A prerequisite for the registering of our terms in the NSDL Registry and one of the greatest challenges for the German National Library at the moment is the translation of the RDA elements and vocabularies.? Since bibliographic description is executed with a highly specialised vocabulary, we are finding that the process of pinpointing the appropriate terms is interesting but also very involved.

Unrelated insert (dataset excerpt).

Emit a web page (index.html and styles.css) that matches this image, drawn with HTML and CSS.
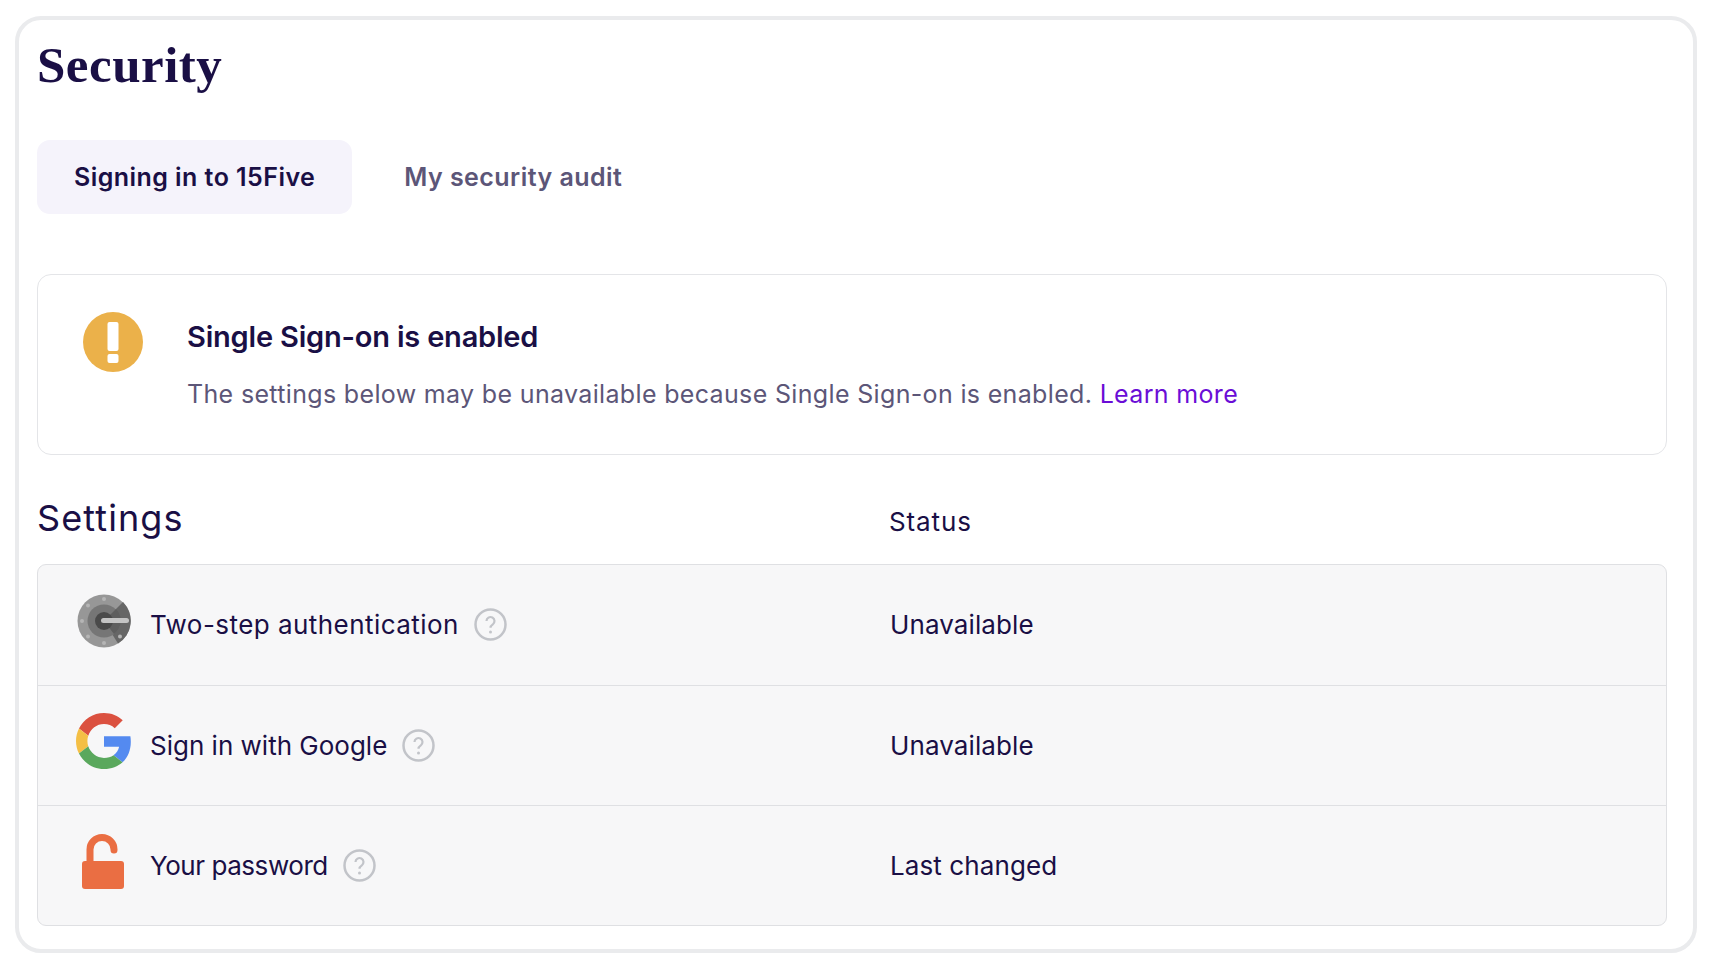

Although the existing German rules for bibliographic description (RAK) and the authority files for subject headings (Schlagwortnormdatei, or SWD) have plenty of vocabulary to offer as equivalents to Anglo-American cataloguing terminology, RDA does include concepts relatively new to bibliographic description.

Before resorting to “inventing” words, always a last resort, we launch comprehensive vocabulary mining efforts, in the process of which, beyond checking already existing translations (FRBR, MARC 21), we consult the expertise such institutions as art libraries and film institutes to get the most up-to-date descriptive terms available in the German language. If we deem a word previously used in a translation suboptimal, we may deviate from its use and in particular cases forgo the advantages of standardisation in the interest of our primary criteria: consistency, currency, usability, and precision. A quick and general Google search can also be helpful to learn how terms are being (in)formally circulated. In the case that we should find it necessary to create a new term in German, as we are experiencing with such an example as the type unmediated, we have to weigh up what sort of etymological root we would like to lean towards, Latin or Germanic.? If we translate it with unmediatisiert, it can ease communication around cataloguing between nations because of its morphological similarity to many European languages.? However, leaning on Germanic roots may sometimes be necessary in the interest of standardisation and aligning with existing descriptive language or with the strengths and realities of the German language. In that case, we may be better off choosing nicht mediatisiert or ohne Hilfsmittel zu benutzende Medien, which seems awkward but conforms to types of uses already in existence in the subject headings. The option of the “new-proposed” status in the Registry for the concepts therefore suits our needs perfectly, since for the reasons just mentioned and outlined in Diane’s blog entry about multiple languages and RDA, none of the translations we have entered are as of yet official.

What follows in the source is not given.